2. "The Corrections"

3. "Wuthering Heights"

4. Anything recommended by Oprah. I've deduced that her modern recommendations are trite, but her classics are commendable.

5. "Catcher in the Rye"

Books I'm Glad People Say are Overrated

1. "A Tale of Two Cities"

2. "The Great Gatsby"

3. U2. I know that's a band, but I really hate Bono, and somebody finally agreed with me.

Books That are Consistently Praised

1. "Anna Karenina"

Authors I Should Probably Not Admit I Haven't Read

1. John Updike

2. Henry James

3. Alexander Pushkin

I know one book does not constitute a "list," but I'm planning to add to these, so don't fret.

I saw "Atlas Shrugged" at the Goodwill today, and was tempted to buy it, but the wave of bookshelf intrigue that has been the talk of the book world this week stopped me. I resolved to one day borrow it from a library. It was only 99 cents, but since it hasn't come highly recommended, I passed. I could not, however, pass the first six "Anne" books for 59 cents each. I also picked up a small and colorful guide to the history of shoes, and "House of Seven Gables" by Hawthorne. Speaking of him, "The Scarlet Letter" inspired an excellent quote by New York Times Paper Cuts blog reader Scott Cadwell:

It is the literary equivalent of eating dry toast with no water.

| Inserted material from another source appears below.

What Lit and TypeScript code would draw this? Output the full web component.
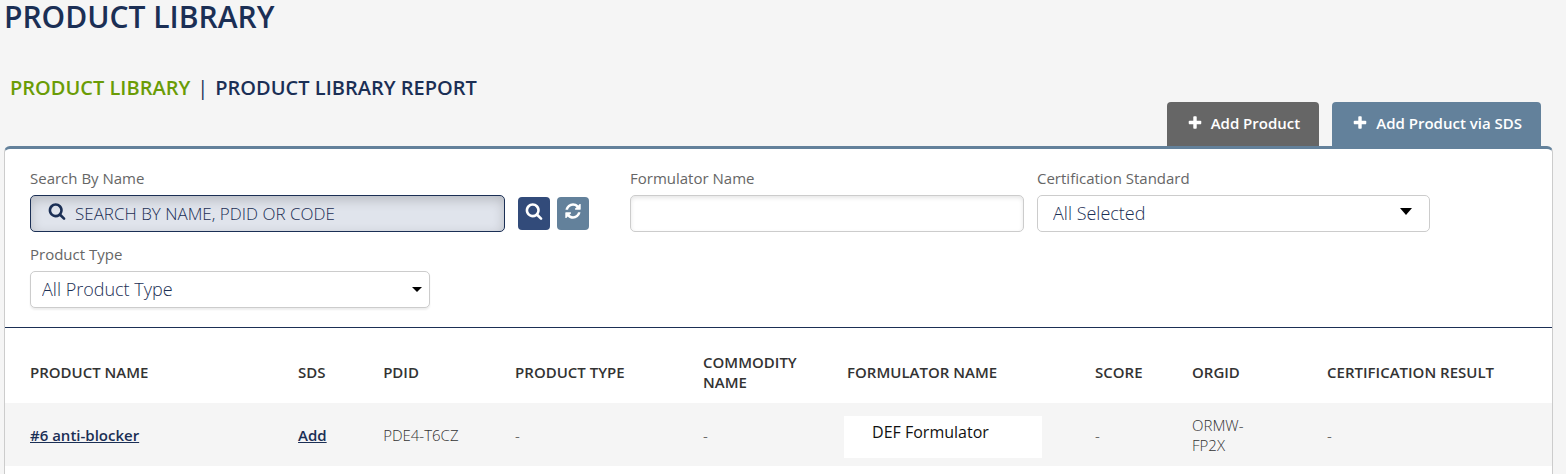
import { LitElement, html, css, svg } from "lit";
import { customElement, property } from "lit/decorators.js";

interface Product {
  name: string;
  sds: string;
  pdid: string;
  type: string;
  commodity: string;
  formulator: string;
  score: string;
  orgId: string;
  result: string;
}

const searchShape = svg`<path fill-rule="evenodd" d="M1216 832q0-185-131.500-316.500t-316.500-131.500-316.500 131.500-131.500 316.500 131.500 316.500 316.500 131.500 316.500-131.500 131.500-316.500zm512 832q0 52-38 90t-90 38q-54 0-90-38l-343-342q-179 124-399 124-143 0-273.500-55.500t-225-150-150-225-55.500-273.500 55.500-273.500 150-225 225-150 273.500-55.500 273.500 55.500 225 150 150 225 55.500 273.500q0 220-124 399l343 343q37 37 37 90z"/>`;
const refreshShape = svg`<path d="M1639 1056q0 5-1 7-64 268-268 434.500t-478 166.500q-146 0-282.500-55t-243.500-157l-129 129q-19 19-45 19t-45-19-19-45v-448q0-26 19-45t45-19h448q26 0 45 19t19 45-19 45l-137 137q71 66 161 102t187 36q134 0 250-65t186-179q11-17 53-117 8-23 30-23h192q13 0 22.500 9.500t9.500 22.500zm25-800v448q0 26-19 45t-45 19h-448q-26 0-45-19t-19-45 19-45l138-138q-148-137-349-137-134 0-250 65t-186 179q-11 17-53 117-8 23-30 23h-199q-13 0-22.500-9.500t-9.500-22.500v-7q65-268 270-434.500t480-166.500q146 0 284 55.500t245 156.500l130-129q19-19 45-19t45 19 19 45z"/>`;
const plusShape = svg`<path d="M1600 736v192q0 40-28 68t-68 28h-416v416q0 40-28 68t-68 28h-192q-40 0-68-28t-28-68v-416h-416q-40 0-68-28t-28-68v-192q0-40 28-68t68-28h416v-416q0-40 28-68t68-28h192q40 0 68 28t28 68v416h416q40 0 68 28t28 68z"/>`;

const icon = (shape: unknown, size: number) =>
  html`<svg class="icon" width=${size} height=${size} viewBox="0 0 1792 1792" aria-hidden="true">${shape}</svg>`;

@customElement("product-table")
export class ProductTable extends LitElement {
  @property({ attribute: false }) products: Product[] = [];

  static styles = css`
    :host {
      display: block;
    }
    .table {
      width: 100%;
      table-layout: fixed;
      border-collapse: collapse;
      font-size: 15px;
      line-height: 20px;
      color: #333;
    }
    .head,
    .cell {
      padding: 0 48px 0 3px;
      text-align: left;
      vertical-align: middle;
    }
    .head {
      height: 75px;
      padding-top: 12px;
      box-sizing: border-box;
      font-weight: 600;
    }
    .cell {
      height: 63px;
      box-sizing: border-box;
      font-weight: 300;
    }
    .head:first-child,
    .cell:first-child {
      padding-left: 25px;
    }
    .cell.boxed {
      padding-left: 0;
      padding-right: 50px;
    }
    .row:nth-child(odd) {
      background: #f5f5f5;
    }
    .link {
      color: #1b2f55;
      font-weight: 600;
      text-decoration: underline;
    }
    .label-box {
      background: #fff;
      color: #111;
      font-size: 16px;
      font-weight: 400;
      padding: 6px 28px 16px;
      margin-top: 4px;
      white-space: nowrap;
    }
    .name {
      width: 18.75%;
    }
    .sds {
      width: 5.5%;
    }
    .pdid {
      width: 8.53%;
    }
    .type {
      width: 12.15%;
    }
    .commodity {
      width: 9.31%;
    }
    .formulator {
      width: 16.03%;
    }
    .score {
      width: 6.27%;
    }
    .org {
      width: 8.73%;
    }
  `;

  render() {
    return html`
      <table class="table">
        <colgroup>
          <col class="name" /><col class="sds" /><col class="pdid" /><col class="type" />
          <col class="commodity" /><col class="formulator" /><col class="score" /><col class="org" /><col />
        </colgroup>
        <thead>
          <tr>
            ${["PRODUCT NAME", "SDS", "PDID", "PRODUCT TYPE", "COMMODITY NAME", "FORMULATOR NAME", "SCORE", "ORGID", "CERTIFICATION RESULT"].map(
              (title) => html`<th class="head" scope="col">${title}</th>`
            )}
          </tr>
        </thead>
        <tbody>
          ${this.products.map(
            (p) => html`<tr class="row">
              <td class="cell"><a class="link" href="#">${p.name}</a></td>
              <td class="cell"><a class="link" href="#">${p.sds}</a></td>
              <td class="cell">${p.pdid}</td>
              <td class="cell">${p.type}</td>
              <td class="cell">${p.commodity}</td>
              <td class="cell boxed"><div class="label-box">${p.formulator}</div></td>
              <td class="cell">${p.score}</td>
              <td class="cell">${p.orgId}</td>
              <td class="cell">${p.result}</td>
            </tr>`
          )}
        </tbody>
      </table>
    `;
  }
}

@customElement("app-root")
export class AppRoot extends LitElement {
  static styles = css`
    :host {
      box-sizing: border-box;
      min-height: 100vh;
      background: #f5f5f5;
      font-family: "Open Sans", sans-serif;
      color: #1b2f55;
      padding: 0 13px 0 4px;
      display: flex;
      flex-direction: column;
    }
    .title {
      margin: 0;
      font-size: 30px;
      line-height: 34px;
      font-weight: 600;
    }
    .tabs {
      display: flex;
      gap: 7px;
      margin-top: 40px;
      padding-left: 6px;
      font-size: 20px;
      line-height: 28px;
      font-weight: 600;
    }
    .tab {
      color: inherit;
      text-decoration: none;
    }
    .tab.active {
      color: #6a9c06;
    }
    .divider {
      font-weight: 400;
    }
    .actions {
      display: flex;
      justify-content: flex-end;
      gap: 13px;
      padding-right: 12px;
    }
    .action {
      display: flex;
      align-items: center;
      gap: 8px;
      height: 44px;
      padding: 0 19px 2px 20px;
      border: 0;
      border-radius: 4px 4px 0 0;
      background: #666;
      color: #fff;
      font: 600 15px/20px "Open Sans", sans-serif;
    }
    .action.blue {
      background: #63819b;
    }
    .icon {
      display: block;
      flex: none;
      fill: currentColor;
    }
    .panel {
      flex: 1;
      background: #fff;
      border: 1px solid #ccc;
      border-top: 3px solid #63819b;
      border-bottom: 0;
      border-radius: 6px 6px 0 0;
    }
    .filters {
      display: grid;
      grid-template-columns: 587fr 394fr 393fr;
      gap: 12px 13px;
      padding: 19px 122px 19px 25px;
      border-bottom: 1px solid #1b2f55;
    }
    .label {
      display: block;
      margin-bottom: 7px;
      font-size: 15px;
      line-height: 20px;
      color: #666;
    }
    .field-row {
      display: flex;
      align-items: center;
      padding-right: 28px;
    }
    .control {
      position: relative;
      flex: 1;
    }
    .narrow {
      max-width: 400px;
    }
    .box {
      display: block;
      width: 100%;
      height: 37px;
      box-sizing: border-box;
      margin: 0;
      padding: 0 11px 2px;
      appearance: none;
      border: 1px solid #ccc;
      border-radius: 5px;
      background: #fff;
      color: #1b2f55;
      font: 300 18px/24px "Open Sans", sans-serif;
      outline: 0;
    }
    .text {
      box-shadow: inset 0 2px 4px rgba(0, 0, 0, 0.1);
    }
    .raised {
      box-shadow: 0 2px 2px rgba(0, 0, 0, 0.07);
    }
    .inset {
      padding-left: 15px;
    }
    .search {
      padding: 0 11px 0 44px;
      border-color: #1b2f55;
      background: #e0e4ec;
      box-shadow: inset 0 4px 12px rgba(0, 0, 0, 0.18);
      font-size: 17px;
    }
    .search::placeholder {
      color: #1b2f55;
      opacity: 1;
    }
    .search-icon {
      position: absolute;
      left: 18px;
      top: 7px;
    }
    .caret {
      position: absolute;
      right: 8px;
      top: 16px;
      fill: #000;
      pointer-events: none;
    }
    .caret.large {
      right: 18px;
      top: 13px;
    }
    .square {
      display: flex;
      justify-content: center;
      width: 32px;
      height: 33px;
      margin-left: 7px;
      padding: 5px 0 0;
      border: 0;
      border-radius: 4px;
      background: #63819b;
      color: #fff;
    }
    .square.dark {
      margin-left: 13px;
      background: #324b7a;
    }
  `;

  private products: Product[] = [
    {
      name: "#6 anti-blocker",
      sds: "Add",
      pdid: "PDE4-T6CZ",
      type: "-",
      commodity: "-",
      formulator: "DEF Formulator",
      score: "-",
      orgId: "ORMW-FP2X",
      result: "-",
    },
  ];

  render() {
    return html`
      <h1 class="title">PRODUCT LIBRARY</h1>
      <nav class="tabs">
        <a class="tab active" href="#">PRODUCT LIBRARY</a>
        <span class="divider">|</span>
        <a class="tab" href="#">PRODUCT LIBRARY REPORT</a>
      </nav>
      <div class="actions">
        <button class="action" type="button">${icon(plusShape, 16)}Add Product</button>
        <button class="action blue" type="button">${icon(plusShape, 16)}Add Product via SDS</button>
      </div>
      <main class="panel">
        <form class="filters">
          <div>
            <label class="label" for="search">Search By Name</label>
            <div class="field-row">
              <div class="control">
                <input class="box search" id="search" type="text" placeholder="SEARCH BY NAME, PDID OR CODE" />
                <span class="search-icon">${icon(searchShape, 18)}</span>
              </div>
              <button class="square dark" type="button" aria-label="Search">${icon(searchShape, 18)}</button>
              <button class="square" type="button" aria-label="Reset">${icon(refreshShape, 18)}</button>
            </div>
          </div>
          <div>
            <label class="label" for="formulator">Formulator Name</label>
            <input class="box text" id="formulator" type="text" />
          </div>
          <div>
            <label class="label" for="standard">Certification Standard</label>
            <div class="control">
              <select class="box inset" id="standard">
                <option>All Selected</option>
              </select>
              <svg class="caret large" width="12" height="7" viewBox="0 0 12 7" aria-hidden="true"><path d="M0 0h12L6 7z" /></svg>
            </div>
          </div>
          <div>
            <label class="label" for="type">Product Type</label>
            <div class="control narrow">
              <select class="box raised" id="type">
                <option>All Product Type</option>
              </select>
              <svg class="caret" width="10" height="5" viewBox="0 0 10 5" aria-hidden="true"><path d="M0 0h10L5 5z" /></svg>
            </div>
          </div>
        </form>
        <product-table .products=${this.products}></product-table>
      </main>
    `;
  }
}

Lovely. Although I think I sort of liked that book. It always makes me think of the word "facade" in reference to a building -- thank you, high-school English class, for teaching me vocabulary words I never use in real life. Except "ludicrous," but I learned that in middle school, in a class where I sat behind a girl who called me "Gin and Juice" before I knew what it meant.

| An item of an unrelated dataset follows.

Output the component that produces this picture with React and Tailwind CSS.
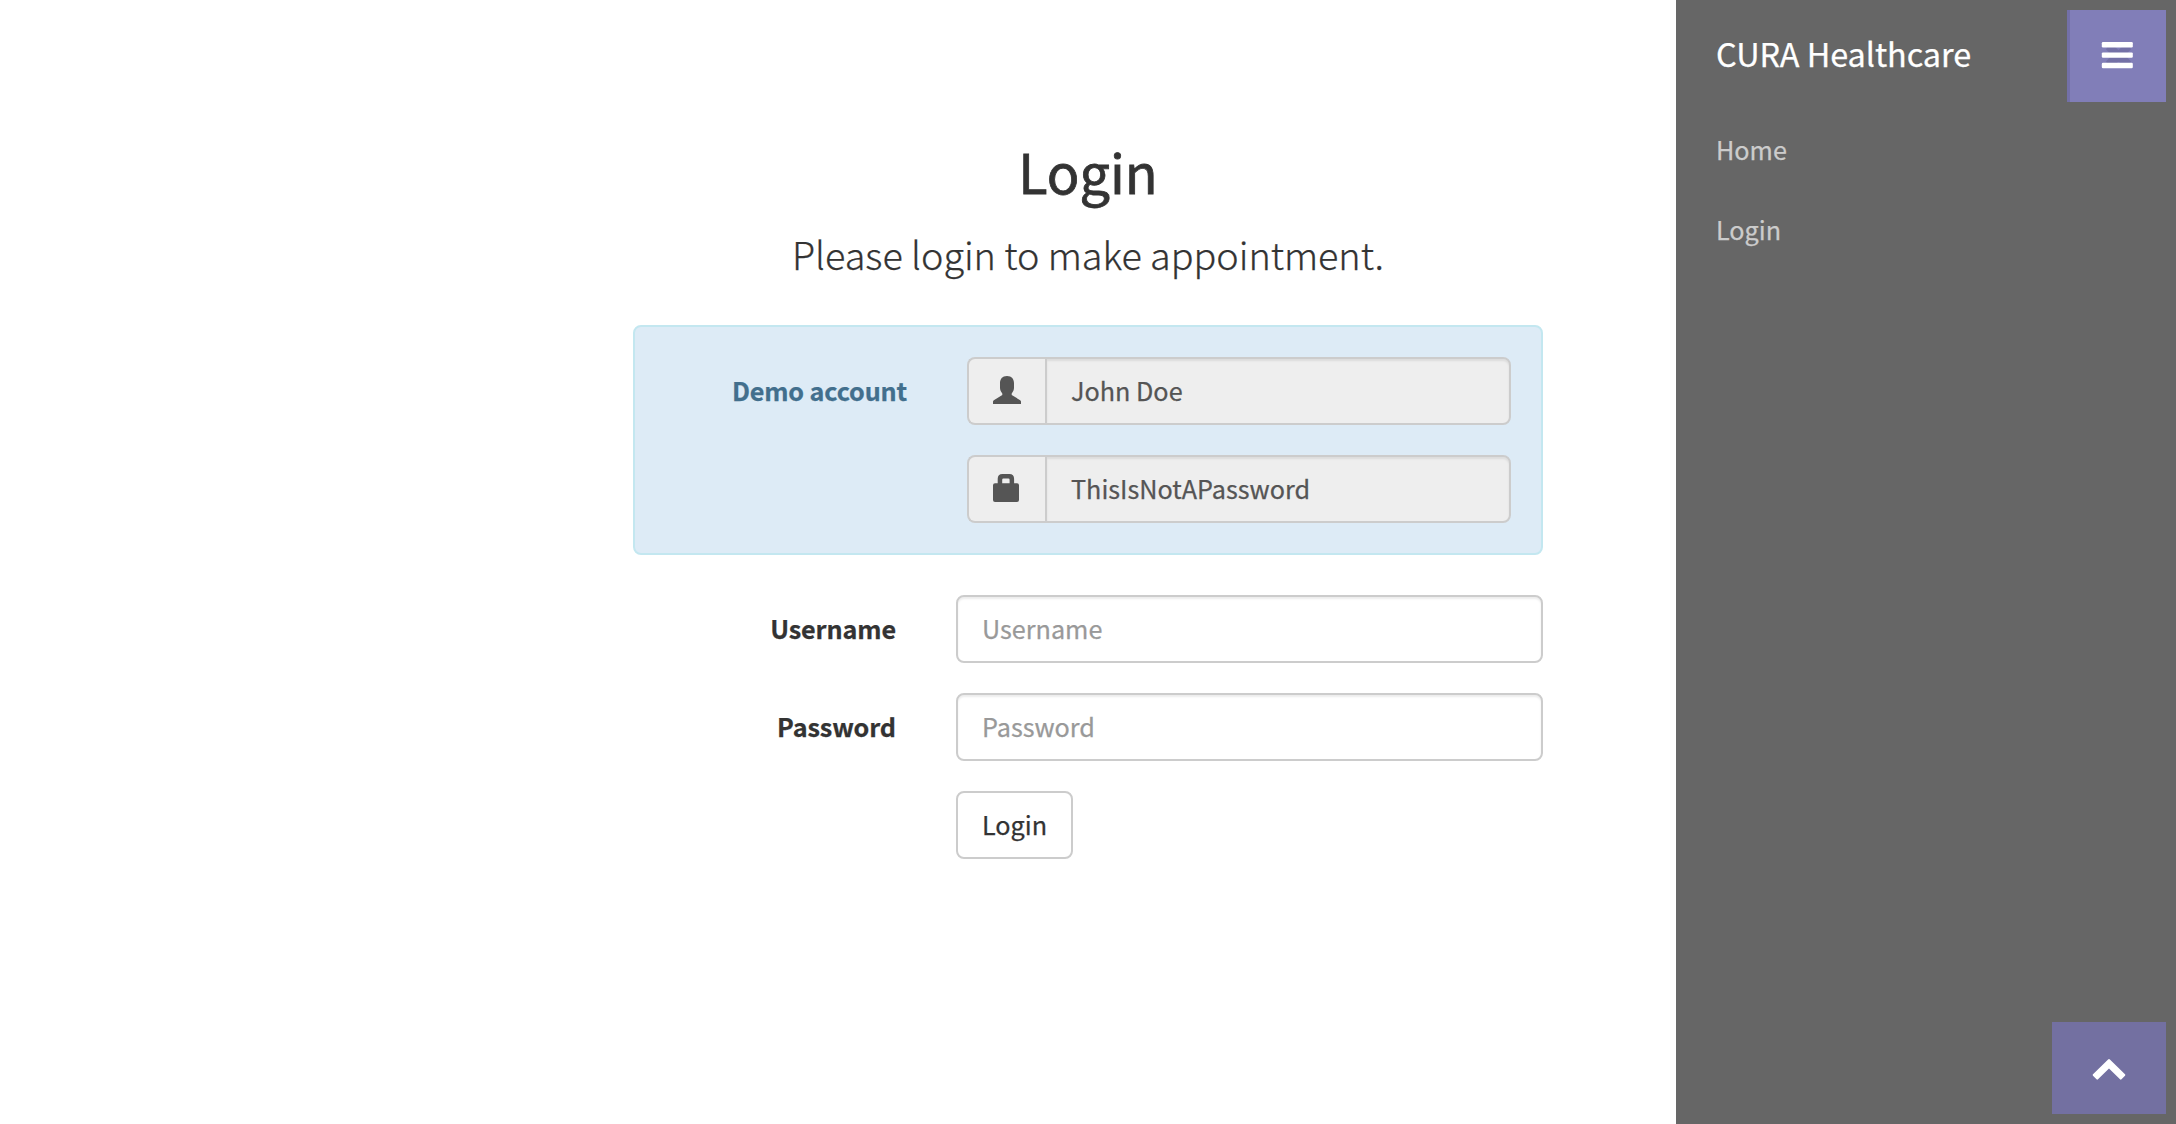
import React from "react";

function UserIcon() {
  return (
    <svg viewBox="0 0 28 28" className="h-7 w-7 fill-[#555]">
      <path d="M14 0C18.8 0 21 3.2 21 7.2V11.8C21 14 20.2 15.6 18.7 17.4V19L27.2 24.2Q28 24.8 28 25.6V28H0V25.6Q0 24.8 0.8 24.2L9.3 19V17.4C7.8 15.6 7 14 7 11.8V7.2C7 3.2 9.2 0 14 0Z" />
    </svg>
  );
}

function LockIcon() {
  return (
    <svg viewBox="0 0 28 28" className="h-7 w-7 fill-[#555]">
      <path
        fillRule="evenodd"
        d="M4.7 9.3V4.7Q4.7 0 9.4 0H16.4Q21.1 0 21.1 4.7V9.3H24Q26 9.3 26 11.3V26Q26 28 24 28H2Q0 28 0 26V11.3Q0 9.3 2 9.3ZM9.2 9.3H16.6V5.8Q16.6 4.6 15.4 4.6H10.4Q9.2 4.6 9.2 5.8Z"
      />
    </svg>
  );
}

function MenuIcon() {
  return (
    <svg viewBox="0 0 32 28" className="h-7 w-8">
      <path
        d="M7 3.5L10 1.5L17.5 8L25 1.5L28 3.5L30 7.5L24 13L30 19.4L28 23.6L25 25L17.5 19.8L10 25L7.4 23.6L5 19.4L11 13L5 7.5Z"
        className="fill-[#7370a6]"
      />
      <rect x="0.8" y="0" width="31" height="5.4" rx="1.2" fill="#fff" />
      <rect x="0.8" y="10.4" width="31" height="5.4" rx="1.2" fill="#fff" />
      <rect x="0.8" y="20.8" width="31" height="5.4" rx="1.2" fill="#fff" />
    </svg>
  );
}

function ChevronUpIcon() {
  return (
    <svg viewBox="0 0 34 22" className="h-[22px] w-[34px] fill-white">
      <path d="M16.1 0.4Q17 -0.4 17.9 0.4L33 15.3Q33.6 16 33 16.7L29.5 20.3Q28.7 21 28 20.3L17 9.5L6 20.3Q5.3 21 4.5 20.3L1 16.7Q0.4 16 1 15.3Z" />
    </svg>
  );
}

const field =
  "h-[68px] w-full border-2 border-[#ccc] px-6 pb-[2px] outline-none shadow-[inset_0_2px_2px_rgba(0,0,0,0.075)]";

function DemoField({ icon, value }) {
  return (
    <div className="flex">
      <span className="flex h-[68px] w-[78px] shrink-0 items-center rounded-l-lg border-2 border-r-0 border-[#ccc] bg-[#eee] pb-[2px] pl-6">
        {icon}
      </span>
      <input readOnly value={value} className={`${field} rounded-r-lg bg-[#eee] text-[#555]`} />
    </div>
  );
}

function FormRow({ label, type }) {
  return (
    <div className="flex items-center">
      <label className="w-[263px] shrink-0 text-right font-bold tracking-[-0.1px]">{label}</label>
      <input
        type={type}
        placeholder={label}
        className={`${field} ml-[60px] rounded-lg bg-white placeholder:text-[#999] placeholder:opacity-100`}
      />
    </div>
  );
}

export default function App() {
  return (
    <div className="flex h-[1124px] w-[2176px] overflow-hidden bg-white font-['Noto_Sans_CJK_SC',sans-serif] text-[25.2px] text-[#333] [-webkit-text-stroke:0.25px_currentColor]">
      <main className="w-[1676px] pt-[138px] pl-[633px]">
        <div className="w-[910px]">
          <h1 className="text-center text-[54px] leading-[66px] [-webkit-text-stroke:0.8px_currentColor]">Login</h1>
          <p className="mt-[27px] text-center text-[37.8px] leading-[46px] font-light tracking-[-0.05px]">
            Please login to make appointment.
          </p>
          <section className="mt-12 flex h-[230px] rounded-lg border-2 border-[#c3e7f0] bg-[#ddebf6] p-[30px]">
            <span className="h-[68px] w-[242px] shrink-0 text-right leading-[67px] font-bold tracking-[-0.15px] text-[#426f8d]">
              Demo account
            </span>
            <div className="ml-[60px] flex grow flex-col gap-[30px]">
              <DemoField icon={<UserIcon />} value="John Doe" />
              <DemoField icon={<LockIcon />} value="ThisIsNotAPassword" />
            </div>
          </section>
          <form className="mt-10 flex flex-col gap-[30px]">
            <FormRow label="Username" type="text" />
            <FormRow label="Password" type="password" />
            <button
              type="button"
              className="ml-[323px] h-[68px] w-[117px] rounded-lg border-2 border-[#ccc] bg-white pb-px text-center"
            >
              Login
            </button>
          </form>
        </div>
      </main>
      <nav className="flex w-[500px] flex-col bg-[#666] pr-[10px] pb-[10px] pl-10">
        <div className="flex pt-[10px]">
          <a className="grow pb-[6px] text-[32.4px] leading-[86px] tracking-[-0.05px] text-white">CURA Healthcare</a>
          <button className="flex h-[92px] w-[99px] items-center justify-center border-l-[3px] border-[#7370a8] bg-[#817eb8] pr-[3px]">
            <MenuIcon />
          </button>
        </div>
        <a className="mt-[7px] leading-[80px] text-[#ccc]">Home</a>
        <a className="leading-[80px] text-[#ccc]">Login</a>
        <button className="mt-auto flex h-[92px] w-[114px] items-center justify-center self-end bg-[#7370a1] pt-[3px]">
          <ChevronUpIcon />
        </button>
      </nav>
    </div>
  );
}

Also at the Goodwill, I recently picked up "Brave New World," "Bias," "Emma" and "Bright Angel Time."

I also learned a cool word in a crossword puzzle today.

Feuilleton
=
    1. The part of a European newspaper devoted to light fiction, reviews, and articles of general entertainment.
    2. An article appearing in such a section.
    3. A novel published in installments.
    4. A light, popular work of fiction.
    1. A novel published in installments.
    2. A light, popular work of fiction.
  1. A short literary essay or sketch.